##### Available data

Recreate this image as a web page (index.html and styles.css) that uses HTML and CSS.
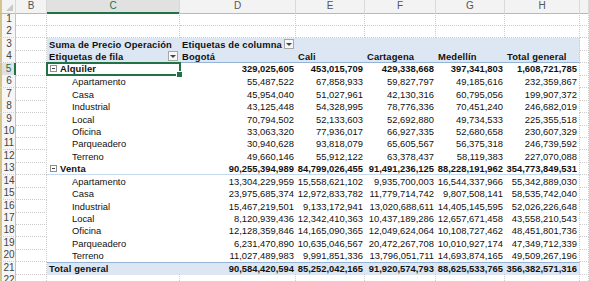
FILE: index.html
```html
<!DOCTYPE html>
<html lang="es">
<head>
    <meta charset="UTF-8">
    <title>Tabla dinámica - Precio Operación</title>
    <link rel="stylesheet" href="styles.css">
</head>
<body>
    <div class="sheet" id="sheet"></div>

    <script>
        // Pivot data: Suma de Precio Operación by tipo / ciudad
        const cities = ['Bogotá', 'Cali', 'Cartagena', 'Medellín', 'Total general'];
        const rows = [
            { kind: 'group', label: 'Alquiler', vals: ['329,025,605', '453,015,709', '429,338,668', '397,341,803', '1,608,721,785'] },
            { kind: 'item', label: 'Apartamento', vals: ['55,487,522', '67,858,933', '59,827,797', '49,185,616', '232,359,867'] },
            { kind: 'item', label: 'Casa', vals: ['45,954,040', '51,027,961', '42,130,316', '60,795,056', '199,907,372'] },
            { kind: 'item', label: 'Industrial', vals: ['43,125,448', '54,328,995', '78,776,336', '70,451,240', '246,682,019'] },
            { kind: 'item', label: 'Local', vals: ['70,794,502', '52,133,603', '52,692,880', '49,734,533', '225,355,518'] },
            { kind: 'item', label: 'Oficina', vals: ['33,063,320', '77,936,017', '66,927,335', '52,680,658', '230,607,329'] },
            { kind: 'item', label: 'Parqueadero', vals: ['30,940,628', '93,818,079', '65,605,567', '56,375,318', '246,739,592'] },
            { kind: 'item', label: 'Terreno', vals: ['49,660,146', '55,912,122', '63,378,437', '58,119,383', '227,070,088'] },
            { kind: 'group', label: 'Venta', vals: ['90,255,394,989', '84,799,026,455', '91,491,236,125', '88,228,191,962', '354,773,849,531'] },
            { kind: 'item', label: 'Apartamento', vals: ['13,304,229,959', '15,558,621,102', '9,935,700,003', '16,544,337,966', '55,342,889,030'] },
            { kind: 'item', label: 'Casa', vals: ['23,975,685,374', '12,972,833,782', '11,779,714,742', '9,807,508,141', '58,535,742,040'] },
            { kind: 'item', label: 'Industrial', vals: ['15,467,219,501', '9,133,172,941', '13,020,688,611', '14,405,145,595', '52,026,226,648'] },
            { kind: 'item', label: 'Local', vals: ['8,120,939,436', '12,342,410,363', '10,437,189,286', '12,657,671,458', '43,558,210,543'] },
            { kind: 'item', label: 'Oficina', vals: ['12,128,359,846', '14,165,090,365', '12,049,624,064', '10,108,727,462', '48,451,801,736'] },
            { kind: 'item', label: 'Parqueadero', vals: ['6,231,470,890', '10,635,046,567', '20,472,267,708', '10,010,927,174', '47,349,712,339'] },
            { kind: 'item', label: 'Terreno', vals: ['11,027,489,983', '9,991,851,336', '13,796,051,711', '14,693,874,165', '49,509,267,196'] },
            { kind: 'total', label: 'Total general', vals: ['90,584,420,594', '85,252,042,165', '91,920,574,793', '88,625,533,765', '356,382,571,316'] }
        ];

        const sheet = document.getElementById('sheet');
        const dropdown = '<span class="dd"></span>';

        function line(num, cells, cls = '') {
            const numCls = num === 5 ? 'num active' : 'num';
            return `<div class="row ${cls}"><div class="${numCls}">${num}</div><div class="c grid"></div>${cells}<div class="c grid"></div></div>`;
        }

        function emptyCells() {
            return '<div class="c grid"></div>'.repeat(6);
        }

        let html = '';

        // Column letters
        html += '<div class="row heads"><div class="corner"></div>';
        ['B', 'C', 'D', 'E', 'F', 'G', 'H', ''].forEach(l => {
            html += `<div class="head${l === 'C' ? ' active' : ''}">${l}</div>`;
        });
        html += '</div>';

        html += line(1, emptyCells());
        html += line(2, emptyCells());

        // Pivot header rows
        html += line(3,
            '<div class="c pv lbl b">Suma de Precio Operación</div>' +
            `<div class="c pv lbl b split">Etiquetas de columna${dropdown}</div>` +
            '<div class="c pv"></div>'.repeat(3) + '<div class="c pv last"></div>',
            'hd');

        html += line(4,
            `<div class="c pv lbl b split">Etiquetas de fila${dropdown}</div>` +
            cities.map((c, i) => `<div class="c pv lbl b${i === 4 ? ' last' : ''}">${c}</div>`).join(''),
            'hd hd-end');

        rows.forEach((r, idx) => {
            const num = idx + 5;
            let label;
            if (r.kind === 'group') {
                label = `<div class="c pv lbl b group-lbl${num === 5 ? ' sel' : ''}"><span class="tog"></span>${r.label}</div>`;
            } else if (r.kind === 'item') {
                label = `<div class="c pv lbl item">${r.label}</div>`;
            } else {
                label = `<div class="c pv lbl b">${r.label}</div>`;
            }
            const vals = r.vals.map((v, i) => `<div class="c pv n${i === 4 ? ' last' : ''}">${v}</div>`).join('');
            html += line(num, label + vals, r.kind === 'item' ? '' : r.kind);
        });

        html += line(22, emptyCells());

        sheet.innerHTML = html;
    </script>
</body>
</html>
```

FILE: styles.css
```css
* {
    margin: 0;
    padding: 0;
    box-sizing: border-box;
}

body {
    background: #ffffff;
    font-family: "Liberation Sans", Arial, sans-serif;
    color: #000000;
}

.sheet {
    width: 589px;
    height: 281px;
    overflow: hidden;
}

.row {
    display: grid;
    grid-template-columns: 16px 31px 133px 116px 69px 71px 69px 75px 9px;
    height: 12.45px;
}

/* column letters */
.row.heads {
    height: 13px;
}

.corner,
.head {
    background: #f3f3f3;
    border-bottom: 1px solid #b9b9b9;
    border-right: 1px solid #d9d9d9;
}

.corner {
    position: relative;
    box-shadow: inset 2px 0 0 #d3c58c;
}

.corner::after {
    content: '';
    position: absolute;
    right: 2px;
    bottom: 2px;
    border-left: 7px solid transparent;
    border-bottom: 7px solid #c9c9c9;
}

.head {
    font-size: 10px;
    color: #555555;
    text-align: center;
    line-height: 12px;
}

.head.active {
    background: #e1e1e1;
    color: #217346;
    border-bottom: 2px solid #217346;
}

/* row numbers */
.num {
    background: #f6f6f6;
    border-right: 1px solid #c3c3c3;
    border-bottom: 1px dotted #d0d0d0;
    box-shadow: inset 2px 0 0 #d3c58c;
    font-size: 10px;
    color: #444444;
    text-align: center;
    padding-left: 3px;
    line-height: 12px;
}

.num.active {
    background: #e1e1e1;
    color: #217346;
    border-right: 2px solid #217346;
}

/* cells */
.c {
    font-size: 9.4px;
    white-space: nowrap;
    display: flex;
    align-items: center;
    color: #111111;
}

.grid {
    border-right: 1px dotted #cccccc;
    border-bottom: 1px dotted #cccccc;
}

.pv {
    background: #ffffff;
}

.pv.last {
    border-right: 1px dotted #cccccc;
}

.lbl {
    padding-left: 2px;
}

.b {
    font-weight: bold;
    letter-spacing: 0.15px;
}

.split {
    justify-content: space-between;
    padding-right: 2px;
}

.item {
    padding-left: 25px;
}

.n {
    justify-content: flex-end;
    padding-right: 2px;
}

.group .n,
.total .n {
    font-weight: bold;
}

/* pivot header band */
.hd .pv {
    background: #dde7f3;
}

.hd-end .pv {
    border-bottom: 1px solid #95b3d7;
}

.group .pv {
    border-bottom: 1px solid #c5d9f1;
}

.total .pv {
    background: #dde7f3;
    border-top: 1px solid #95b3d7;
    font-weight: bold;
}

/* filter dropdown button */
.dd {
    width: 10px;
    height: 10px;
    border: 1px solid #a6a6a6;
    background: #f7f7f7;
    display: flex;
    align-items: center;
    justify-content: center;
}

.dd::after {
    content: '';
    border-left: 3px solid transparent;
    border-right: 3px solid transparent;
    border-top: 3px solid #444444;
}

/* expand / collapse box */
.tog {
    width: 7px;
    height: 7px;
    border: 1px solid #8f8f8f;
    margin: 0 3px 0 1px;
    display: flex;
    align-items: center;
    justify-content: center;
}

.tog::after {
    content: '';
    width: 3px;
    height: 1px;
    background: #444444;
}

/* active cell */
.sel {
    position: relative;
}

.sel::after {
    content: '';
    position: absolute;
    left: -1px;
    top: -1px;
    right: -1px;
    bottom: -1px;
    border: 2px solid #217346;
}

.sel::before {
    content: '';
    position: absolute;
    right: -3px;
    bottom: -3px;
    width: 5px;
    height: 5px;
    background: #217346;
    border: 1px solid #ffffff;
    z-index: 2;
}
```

##########

Exercise description:
Find the lines that include the string "styles", then copy each of them.

Problem solution:
Recreate this image as a web page (index.html and styles.css) that uses HTML and CSS.
    <link rel="stylesheet" href="styles.css">
FILE: styles.css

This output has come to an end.